|
|
|
|
|
by sysmax
353 days ago
|
|
I am working on a GUI for delegating coding tasks to LLMs, so I routinely experiment with a bunch of models doing all kinds of things. In this case, Claude Sonnet 3.7 handled it just fine, while Llama-3.3-70B just couldn't get it. But that is literally the simplest example that illustrates the problem. When I tried giving top-notch LLMs harder tasks (scan an abstract syntax tree coming from a parser in a particular way, and generate nodes for particular things) they completely blew it. Didn't even compile, let alone logical errors and missed points. But once I broke down the problem to making lists of relevant parsing contexts, and generating one wrapper class at a time, it saved me a whole ton of work. It took me a day to accomplish what would normally take a week. Maybe they will figure it out eventually, maybe not.

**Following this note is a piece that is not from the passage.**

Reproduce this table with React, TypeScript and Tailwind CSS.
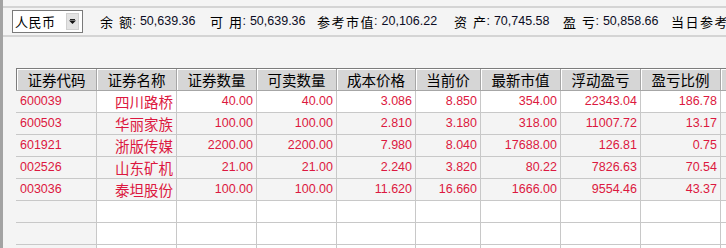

The point is, right now the technology has fundamental limitations, and you are better off knowing how to work around them, rather than blindly trusting the black box. |
|
I think it's a combination of
1) wrong level of granularity in prompting
2) lack of engineering experience
3) autistic rigidity regarding a single hallucination throwing the whole experience off
4) subconscious anxiety over the threat to their jerbs
5) unnecessary guilt over going against the tide; anything pro AI gets heavily downvoted on Reddit and is, at best, controversial as hell here
I, for one, have shipped like literally a product per day for the last month and it's amazing. Literally 2,000,000+ impressions, paying users, almost 100 sign ups across the various products. I am fucking flying. Hit the front page of Reddit and HN countless times in the last month.
Idk if I break down the prompts better or what. But this is production grade shit and I don't even remember the last time I wrote more than two consecutive lines of code.